Are the debates swaying student opinion?


Jeff Pittman, Staff Writer

With the Presidential Debates now a part of history, many views and opinions have already been influenced. But how have the debates impacted the views of Utica College students?

As demonstrated in the first debate, both candidates Trump and Clinton answered questions regarding how they plan to lead the country. However, because both candidates embrace distinctive qualities and opinions, some UC students are unsure who to vote for.

“Growing up I never cared about the election, but now because I know it impacts my future I feel it’s important to have a say,” Andrew Mazzatti said. “I feel the past two debates opened my eyes to not only the problems our country is facing but the candidates’ personalities as well.”

Both personalities were a common topic among students.

For some students, their opinions on Trump swayed negatively after the first two debates. Students thought that Trump showed a lot of unprofessionalism when debating. Constantly interrupting the hosts and opposing candidate was generally seen as rude.

Others had a more favorable opinion of Clinton following the second debate.

Students explained that Clinton showed professionalism and conducted herself in a well-mannered fashion. Though her ideas and responses were not all agreeable, her ability to address the country with respect was one of many things that swung the opinions of UC students.

“Going into these debates, I didn’t know who to vote for,” Chris Marks said. “Both candidates had positives and negatives qualities, but Trump showed that he is not a politician. Trump was very unprofessional and his reputation as a man is hurting him dearly.”

The second presidential debate took place on Oct. 9 and was held in a town hall format with audience members asking questions directly to the candidates.

Many of the issues surrounding this debate stemmed from the release of an audio recording in which Trump was heard having a lewd conversation with recently fired “Today” show host Billy Bush. On the tape Trump is heard bragging about instances where he sexually assaulted women.

“Donald Trump’s discussion of making unwanted sexual advances toward women, and his campaign’s response, has virtually eliminated any chance of victory,” Luke Perry said. “Hillary Clinton is primed to win by a substantial margin of Electoral College votes and Democrats may regain control of the Senate.”

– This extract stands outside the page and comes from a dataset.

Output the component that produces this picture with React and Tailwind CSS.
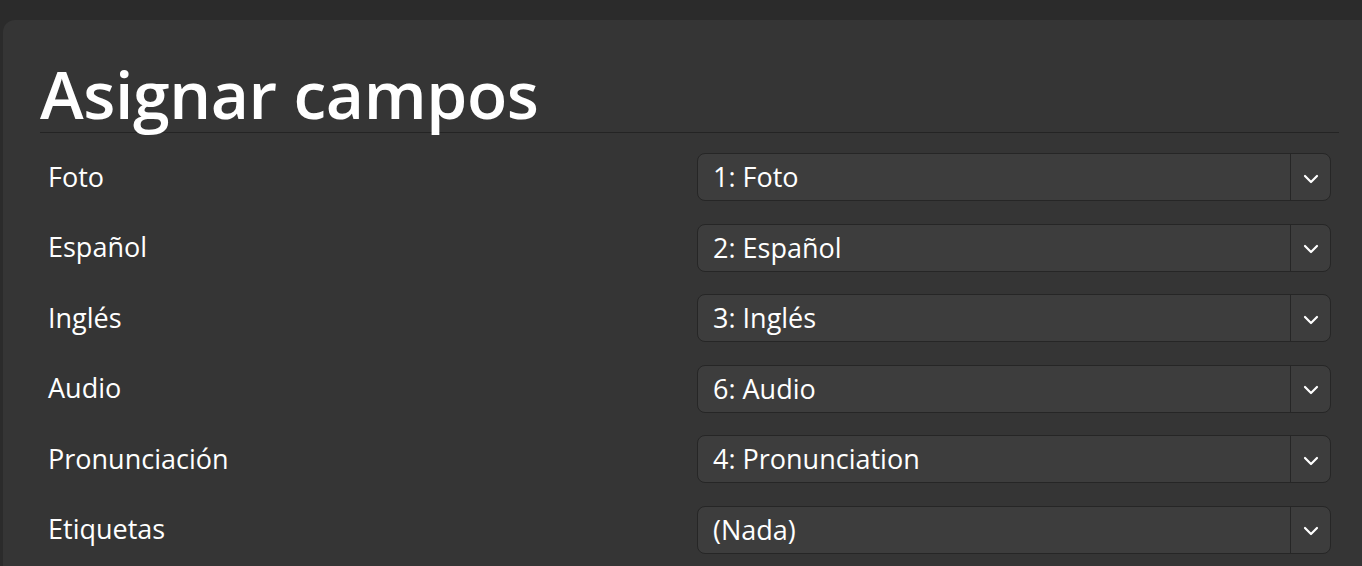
const rows = [
  ["Foto", "1: Foto"],
  ["Español", "2: Español"],
  ["Inglés", "3: Inglés"],
  ["Audio", "6: Audio"],
  ["Pronunciación", "4: Pronunciation"],
  ["Etiquetas", "(Nada)"],
];

function Chevron() {
  return (
    <svg width="16" height="10" viewBox="0 0 16 10" fill="none">
      <path d="M2 2l6 6 6-6" stroke="#ffffff" strokeWidth="2.2" strokeLinecap="round" strokeLinejoin="round" />
    </svg>
  );
}

export default function App() {
  return (
    <div
      className="h-[566px] overflow-hidden bg-[#2b2b2b] pt-[20px] pl-[3px]"
      style={{ fontFamily: '"Segoe UI", "Open Sans", "Noto Sans", sans-serif' }}
    >
      <div className="h-[600px] w-[1400px] rounded-tl-[12px] bg-[#353535] pl-[37px] text-white">
        <div className="w-[1299px]">
          <h1 className="h-[113px] border-b border-[#242424] pt-[40px] text-[66px] font-semibold leading-[66px] tracking-[-0.4px]">
            Asignar campos
          </h1>
          <div className="mt-[20px] flex flex-col gap-[23.6px] px-2">
            {rows.map(([label, value]) => (
              <div key={label} className="grid h-[47px] grid-cols-[649px_1fr] items-center">
                <span className="text-[27px] leading-none pb-[2px]">{label}</span>
                <div className="flex h-[48px] items-stretch rounded-[8px] border border-[#262626] bg-[#3d3d3d]">
                  <span className="flex flex-1 items-center pl-[15px] text-[27px] leading-none pb-[1px]">
                    {value}
                  </span>
                  <span className="flex w-[40px] items-center justify-center border-l border-[#262626] pt-[3px]">
                    <Chevron />
                  </span>
                </div>
              </div>
            ))}
          </div>
        </div>
      </div>
    </div>
  );
}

Perry, associate professor of government and politics, was in Las Vegas for two days before the third debate and attended pre debate events. He was not able to attend the actual debate but he did watch and live tweet.

“Like most of the campaign, Trump’s closing statement overly focused on opponent’s flaws than his abilities,” said Perry, in a tweet.

Trump again made headlines when he accused the Clinton campaign of orchestrating the claims of sexual harassment against him. He also claimed that his accusers might be seeking fame through their accusations.

Just weeks away, the election is right around the corner. It’s time for UC students to make their voices heard – just as the candidates did during the debates.